Nicholas Hyett is an equity analyst at Hargreaves Lansdown and says: “Royal Mail has lost its struggle to maintain a place in the FTSE 100. We’re not sure that’s something you can lay at chief executive Moya Green’s door though, as the group continues to face tough market conditions. Letter volumes have seeped away faster than the group had expected, partly as a result direct marketing drying up as business confidence slumped after the EU referendum, while pricing remains tough in parcels.”

Of course, the possible threat of Royal Mail strikes by the CWU doesn’t help much. And upstarts such as MyHermes (who we wrote about today with a very attractive pricing promotion) offer attractive alternatives. Read it here: eBay negotiate superb myHermes promotional rates.

Royal Mail, and to a certain extent the Post Office, is making moves at modernisation. But are the efforts enough? My personal RM/PO experiences seems typical: the local Crown branch down my way recently shut down and the franchised alternatives are not up to snuff. Only on Wednesdays can I collect a parcel from the local sorting office after half two. And only on Sundays at all in the run up to Christmas. I don’t get bank statements by post any more. But I do know and like my postie who is a gem and goes out of his way to make sure deliveries are left sensibly and safely with neighbours, or in another secure spot in my small street.

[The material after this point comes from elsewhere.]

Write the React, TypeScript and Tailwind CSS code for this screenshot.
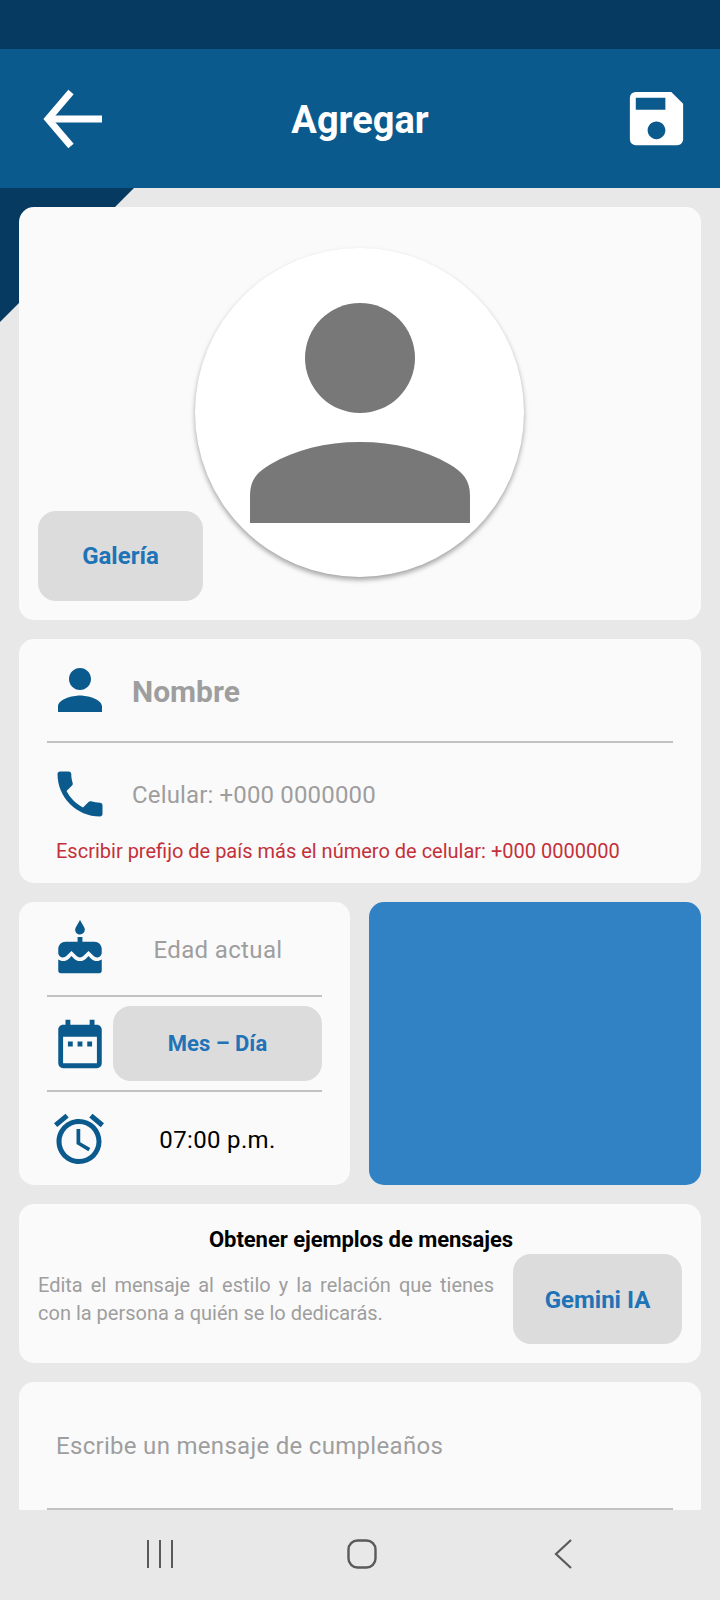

In the face of evening and weekend deliveries from the likes of Amazon, and admirable flexibility (and price cuts) from others, it seems clear that the pace of change at the Royal Mail needs to accelerate. And if that can be done with cooperation from the unions, then so much the better.

One Response

  1. As a RMG shareholder as well as a business customer, I can tell you RMG need rid of Green for one. They take customers for granted. Backwards slow to evolve far too many legacy issues. They offer generous deals to the corporate clients but rip of the SME’S. End of the day by the time I take into account RMG Prices, ebay multiple fees, pay pals fee, time and effort, when I can just send a big box of stock of to the tax avoiders at Amazon, is it any wonder.
    Business support is sorry but S**T honest they give eBay and Amazon a run for their money.
    So much potential RMG with a total shambles of a management. First sack Green and get someone in who can take RMG forward now.